En los poemas de ‘Libro del frío’ y ‘Arden las pérdidas’ la progresiva toma de conciencia respecto al contenido de la memoria viene a chocar con la desaparición física de su mundo: “Esta hora no existe, esta ciudad no existe, yo no veo estos álamos, su geometría en el rocío. / Sin embargo, éstos son los álamos extinguidos, vértigo de mi infancia”. La crónica de pérdidas que abría ‘Descripción de la mentira’, con la evocación de las personas cercanas desaparecidas o destruidas durante la larga noche del franquismo, obtiene así contundente correlato en la historia de la ciudad. La ciudad en que vive el poeta ya no existe, si no es como espectro adherido a los rincones de la memoria.
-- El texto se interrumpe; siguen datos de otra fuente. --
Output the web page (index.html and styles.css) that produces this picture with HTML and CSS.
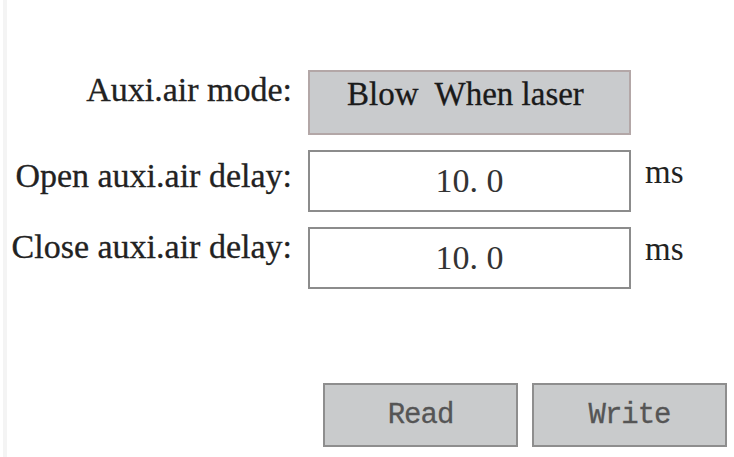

El mundo es enteramente el interiorizado, el de alguien poseído por recuerdos que lo habitan y en los que habita: “De las violentas humedades, de / los lugares donde se entrecruzan / residuos de tormentas y sollozos, / viene / esta pena arterial, esta memoria / despedazada”: residuos no nombra los objetos del vertedero, sino los jirones interiores, la impronta de los mínimos detalles conservados a través de las décadas y saturados por el sentido que ya entonces hizo que se imprimieran, y que ahora –casi desprovistos de anécdota– los desborda hasta derramarse en la obsesión. “Vi lavandas sumergidas en un cuenco de llanto y la visión ardió en mí”: el ver se ha hecho con el tiempo visión, en el proceso simultáneo que interioriza (“en mí”) e intensifica (“ardió”); la presencia obsesiva de estas visiones en la memoria nutre hasta el extremo el factor de irrealidad que late en una dinámica de tal orden: la realidad máxima, la conocida, la más verdadera y honda, tiene, así, un efecto de irrealidad casi insoportable, especialmente para quien la lleva consigo.
Esta trayectoria a la vez evolutiva y obsesiva, que afecta al mundo poético entero, no supone sino llevar hasta las últimas consecuencias la lucidez existencial de ‘Descripción de la mentira’: “La naturaleza de los cuerpos es fingir la existencia y este conocimiento es el fin de un espíritu rodeado por gallinas ávidas”, o con su peculiar modo de dejar que hablen las cosas: “en tu chaqueta abandonada y entreabierta, es decir, en una forma que describe tu desaparición”. Toda gran escritura acaba haciéndose portadora de esta clase de energía entrópica. Sin embargo –y éste es otro fruto de la lucidez del poeta–, su propio carácter de obra verbal, de mundo verbal, aparece como forma última de certeza, certeza también irrestañable: “Hay una música en mí, esto es cierto, y todavía me pregunto qué significa este placer sin esperanza” –anota al concluir ‘Arden las pérdidas’.